The portfolio includes real work across commercial property, public spaces and development sites, including a commercial construction project and a Boca Raton housing development. That experience makes it easier to plan an assignment around the views that will matter after the site has changed.
For a project-specific capture plan, contact the team with the site, timeline, access requirements and required output. The more clearly the decision and audience are defined at the start, the more useful the finished record will be.
Frequently asked questions
How often should construction progress photos be taken?
The right schedule follows the pace and complexity of the work. Monthly visits are useful for many long projects, while fast-moving work may need weekly, biweekly or milestone-based photography. Start with the decisions the images need to support, then schedule visits around phases that will soon be covered or changed.
What should be included in construction progress photography?
Include repeatable overview views, key elevations, access and staging areas, major milestones and the specific conditions the team needs to reference later. Pair wide, medium and detail views so each important image has both location context and usable visual detail.

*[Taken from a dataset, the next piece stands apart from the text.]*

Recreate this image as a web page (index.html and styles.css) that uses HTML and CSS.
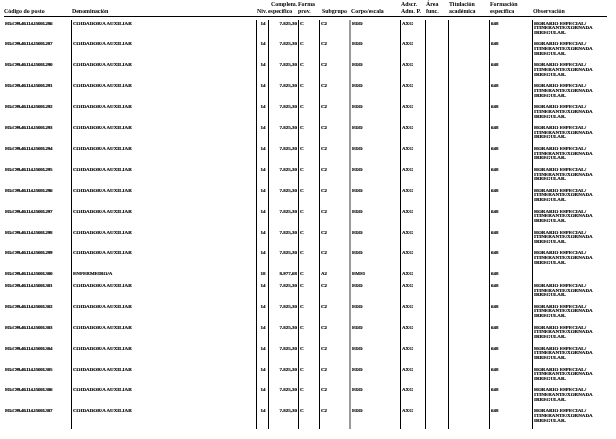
FILE: index.html
```html
<!DOCTYPE html>
<html lang="gl">
<head>
<meta charset="utf-8">
<title>Postos</title>
<link rel="stylesheet" href="styles.css">
</head>
<body>
<div class="sheet">
  <div class="row head">
    <div class="c code">Código do posto</div>
    <div class="c den">Denominación</div>
    <div class="c niv">Niv.</div>
    <div class="c comp"><span class="indent">Complem.</span><br>específico</div>
    <div class="c forma">Forma<br>prov.</div>
    <div class="c sub">Subgrupo</div>
    <div class="c corpo">Corpo/escala</div>
    <div class="c adscr">Adscr.<br>Adm. P.</div>
    <div class="c area">Área<br>func.</div>
    <div class="c tit">Titulación<br>académica</div>
    <div class="c form">Formación<br>específica</div>
    <div class="c obs">Observación</div>
  </div>
  <div class="body">
    <div class="row"><div class="c code">ED.C99.40.114.15001.286</div><div class="c den">COIDADOR/A AUXILIAR</div><div class="c niv">14</div><div class="c comp">7.825,30</div><div class="c forma">C</div><div class="c sub">C2</div><div class="c corpo">EDD</div><div class="c adscr">AXG</div><div class="c area"></div><div class="c tit"></div><div class="c form">648</div><div class="c obs">HORARIO ESPECIAL/<br>ITINERANTE/XORNADA<br>IRREGULAR.</div></div>
    <div class="row"><div class="c code">ED.C99.40.114.15001.287</div><div class="c den">COIDADOR/A AUXILIAR</div><div class="c niv">14</div><div class="c comp">7.825,30</div><div class="c forma">C</div><div class="c sub">C2</div><div class="c corpo">EDD</div><div class="c adscr">AXG</div><div class="c area"></div><div class="c tit"></div><div class="c form">648</div><div class="c obs">HORARIO ESPECIAL/<br>ITINERANTE/XORNADA<br>IRREGULAR.</div></div>
    <div class="row"><div class="c code">ED.C99.40.114.15001.290</div><div class="c den">COIDADOR/A AUXILIAR</div><div class="c niv">14</div><div class="c comp">7.825,30</div><div class="c forma">C</div><div class="c sub">C2</div><div class="c corpo">EDD</div><div class="c adscr">AXG</div><div class="c area"></div><div class="c tit"></div><div class="c form">648</div><div class="c obs">HORARIO ESPECIAL/<br>ITINERANTE/XORNADA<br>IRREGULAR.</div></div>
    <div class="row"><div class="c code">ED.C99.40.114.15001.291</div><div class="c den">COIDADOR/A AUXILIAR</div><div class="c niv">14</div><div class="c comp">7.825,30</div><div class="c forma">C</div><div class="c sub">C2</div><div class="c corpo">EDD</div><div class="c adscr">AXG</div><div class="c area"></div><div class="c tit"></div><div class="c form">648</div><div class="c obs">HORARIO ESPECIAL/<br>ITINERANTE/XORNADA<br>IRREGULAR.</div></div>
    <div class="row"><div class="c code">ED.C99.40.114.15001.292</div><div class="c den">COIDADOR/A AUXILIAR</div><div class="c niv">14</div><div class="c comp">7.825,30</div><div class="c forma">C</div><div class="c sub">C2</div><div class="c corpo">EDD</div><div class="c adscr">AXG</div><div class="c area"></div><div class="c tit"></div><div class="c form">648</div><div class="c obs">HORARIO ESPECIAL/<br>ITINERANTE/XORNADA<br>IRREGULAR.</div></div>
    <div class="row"><div class="c code">ED.C99.40.114.15001.293</div><div class="c den">COIDADOR/A AUXILIAR</div><div class="c niv">14</div><div class="c comp">7.825,30</div><div class="c forma">C</div><div class="c sub">C2</div><div class="c corpo">EDD</div><div class="c adscr">AXG</div><div class="c area"></div><div class="c tit"></div><div class="c form">648</div><div class="c obs">HORARIO ESPECIAL/<br>ITINERANTE/XORNADA<br>IRREGULAR.</div></div>
    <div class="row"><div class="c code">ED.C99.40.114.15001.294</div><div class="c den">COIDADOR/A AUXILIAR</div><div class="c niv">14</div><div class="c comp">7.825,30</div><div class="c forma">C</div><div class="c sub">C2</div><div class="c corpo">EDD</div><div class="c adscr">AXG</div><div class="c area"></div><div class="c tit"></div><div class="c form">648</div><div class="c obs">HORARIO ESPECIAL/<br>ITINERANTE/XORNADA<br>IRREGULAR.</div></div>
    <div class="row"><div class="c code">ED.C99.40.114.15001.295</div><div class="c den">COIDADOR/A AUXILIAR</div><div class="c niv">14</div><div class="c comp">7.825,30</div><div class="c forma">C</div><div class="c sub">C2</div><div class="c corpo">EDD</div><div class="c adscr">AXG</div><div class="c area"></div><div class="c tit"></div><div class="c form">648</div><div class="c obs">HORARIO ESPECIAL/<br>ITINERANTE/XORNADA<br>IRREGULAR.</div></div>
    <div class="row"><div class="c code">ED.C99.40.114.15001.296</div><div class="c den">COIDADOR/A AUXILIAR</div><div class="c niv">14</div><div class="c comp">7.825,30</div><div class="c forma">C</div><div class="c sub">C2</div><div class="c corpo">EDD</div><div class="c adscr">AXG</div><div class="c area"></div><div class="c tit"></div><div class="c form">648</div><div class="c obs">HORARIO ESPECIAL/<br>ITINERANTE/XORNADA<br>IRREGULAR.</div></div>
    <div class="row"><div class="c code">ED.C99.40.114.15001.297</div><div class="c den">COIDADOR/A AUXILIAR</div><div class="c niv">14</div><div class="c comp">7.825,30</div><div class="c forma">C</div><div class="c sub">C2</div><div class="c corpo">EDD</div><div class="c adscr">AXG</div><div class="c area"></div><div class="c tit"></div><div class="c form">648</div><div class="c obs">HORARIO ESPECIAL/<br>ITINERANTE/XORNADA<br>IRREGULAR.</div></div>
    <div class="row"><div class="c code">ED.C99.40.114.15001.298</div><div class="c den">COIDADOR/A AUXILIAR</div><div class="c niv">14</div><div class="c comp">7.825,30</div><div class="c forma">C</div><div class="c sub">C2</div><div class="c corpo">EDD</div><div class="c adscr">AXG</div><div class="c area"></div><div class="c tit"></div><div class="c form">648</div><div class="c obs">HORARIO ESPECIAL/<br>ITINERANTE/XORNADA<br>IRREGULAR.</div></div>
    <div class="row"><div class="c code">ED.C99.40.114.15001.299</div><div class="c den">COIDADOR/A AUXILIAR</div><div class="c niv">14</div><div class="c comp">7.825,30</div><div class="c forma">C</div><div class="c sub">C2</div><div class="c corpo">EDD</div><div class="c adscr">AXG</div><div class="c area"></div><div class="c tit"></div><div class="c form">648</div><div class="c obs">HORARIO ESPECIAL/<br>ITINERANTE/XORNADA<br>IRREGULAR.</div></div>
    <div class="row"><div class="c code">ED.C99.40.114.15001.300</div><div class="c den">ENFERMEIRO/A</div><div class="c niv">18</div><div class="c comp">8.977,68</div><div class="c forma">C</div><div class="c sub">A2</div><div class="c corpo">EMS1</div><div class="c adscr">AXG</div><div class="c area"></div><div class="c tit"></div><div class="c form">648</div><div class="c obs"></div></div>
    <div class="row"><div class="c code">ED.C99.40.114.15001.301</div><div class="c den">COIDADOR/A AUXILIAR</div><div class="c niv">14</div><div class="c comp">7.825,30</div><div class="c forma">C</div><div class="c sub">C2</div><div class="c corpo">EDD</div><div class="c adscr">AXG</div><div class="c area"></div><div class="c tit"></div><div class="c form">648</div><div class="c obs">HORARIO ESPECIAL/<br>ITINERANTE/XORNADA<br>IRREGULAR.</div></div>
    <div class="row"><div class="c code">ED.C99.40.114.15001.302</div><div class="c den">COIDADOR/A AUXILIAR</div><div class="c niv">14</div><div class="c comp">7.825,30</div><div class="c forma">C</div><div class="c sub">C2</div><div class="c corpo">EDD</div><div class="c adscr">AXG</div><div class="c area"></div><div class="c tit"></div><div class="c form">648</div><div class="c obs">HORARIO ESPECIAL/<br>ITINERANTE/XORNADA<br>IRREGULAR.</div></div>
    <div class="row"><div class="c code">ED.C99.40.114.15001.303</div><div class="c den">COIDADOR/A AUXILIAR</div><div class="c niv">14</div><div class="c comp">7.825,30</div><div class="c forma">C</div><div class="c sub">C2</div><div class="c corpo">EDD</div><div class="c adscr">AXG</div><div class="c area"></div><div class="c tit"></div><div class="c form">648</div><div class="c obs">HORARIO ESPECIAL/<br>ITINERANTE/XORNADA<br>IRREGULAR.</div></div>
    <div class="row"><div class="c code">ED.C99.40.114.15001.304</div><div class="c den">COIDADOR/A AUXILIAR</div><div class="c niv">14</div><div class="c comp">7.825,30</div><div class="c forma">C</div><div class="c sub">C2</div><div class="c corpo">EDD</div><div class="c adscr">AXG</div><div class="c area"></div><div class="c tit"></div><div class="c form">648</div><div class="c obs">HORARIO ESPECIAL/<br>ITINERANTE/XORNADA<br>IRREGULAR.</div></div>
    <div class="row"><div class="c code">ED.C99.40.114.15001.305</div><div class="c den">COIDADOR/A AUXILIAR</div><div class="c niv">14</div><div class="c comp">7.825,30</div><div class="c forma">C</div><div class="c sub">C2</div><div class="c corpo">EDD</div><div class="c adscr">AXG</div><div class="c area"></div><div class="c tit"></div><div class="c form">648</div><div class="c obs">HORARIO ESPECIAL/<br>ITINERANTE/XORNADA<br>IRREGULAR.</div></div>
    <div class="row"><div class="c code">ED.C99.40.114.15001.306</div><div class="c den">COIDADOR/A AUXILIAR</div><div class="c niv">14</div><div class="c comp">7.825,30</div><div class="c forma">C</div><div class="c sub">C2</div><div class="c corpo">EDD</div><div class="c adscr">AXG</div><div class="c area"></div><div class="c tit"></div><div class="c form">648</div><div class="c obs">HORARIO ESPECIAL/<br>ITINERANTE/XORNADA<br>IRREGULAR.</div></div>
    <div class="row"><div class="c code">ED.C99.40.114.15001.307</div><div class="c den">COIDADOR/A AUXILIAR</div><div class="c niv">14</div><div class="c comp">7.825,30</div><div class="c forma">C</div><div class="c sub">C2</div><div class="c corpo">EDD</div><div class="c adscr">AXG</div><div class="c area"></div><div class="c tit"></div><div class="c form">648</div><div class="c obs">HORARIO ESPECIAL/<br>ITINERANTE/XORNADA<br>IRREGULAR.</div></div>
  </div>
</div>
</body>
</html>
```

FILE: styles.css
```css
html, body {
  margin: 0;
  padding: 0;
  background: #ffffff;
}

.sheet {
  padding: 1px 9px 0 4px;
  font-family: "Liberation Serif", "Times New Roman", serif;
  font-weight: bold;
  color: #000;
  will-change: transform;
  background: #ffffff;
}

.row {
  display: grid;
  grid-template-columns: 67px 185px 12px 30px 21px 30px 51px 25px 23px 41px 43px 1fr;
}

.c {
  white-space: nowrap;
  overflow: visible;
}

/* header */
.head {
  align-items: end;
  font-size: 5.9px;
  line-height: 7px;
  padding-bottom: 1px;
  border-bottom: 1px solid #000;
}

.head .c { padding-left: 1px; }
.head .code { padding-left: 0; }
.head .comp { padding-left: 0; }
.head .comp .indent { margin-left: 3px; }
.head .forma { padding-left: 0; }
.head .sub { padding-left: 3px; }
.head .corpo { padding-left: 2px; }

/* body rows */
.body {
  margin-top: 3px;
  font-size: 5px;
  line-height: 4.7px;
  -webkit-text-stroke: 0.15px #000;
}

.body .row .c {
  padding-top: 1.5px;
  padding-bottom: 5.3px;
  border-left: 1px solid #000;
  padding-left: 1px;
}

.body .row .code {
  border-left: none;
  padding-left: 1px;
  letter-spacing: -0.3px;
}

.body .row .niv { text-align: center; }
.body .row .comp { text-align: right; padding-right: 1px; }
.body .row .corpo { border-left: 2px solid #9a9a9a; }
```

Are drone photos enough for construction documentation?
No. Drone photos are excellent for site context, exterior progress, roof surfaces and large-scale relationships. They work best alongside ground photography when a record needs close detail, interior conditions or views below structures and overhangs.
Can construction photos be used for marketing as well as documentation?
Yes, when the project owner has approved public use. A planned photo set can serve project updates and later provide strong material for a portfolio, proposal or case study. It is best to separate private documentation from the smaller group of images cleared for public-facing use.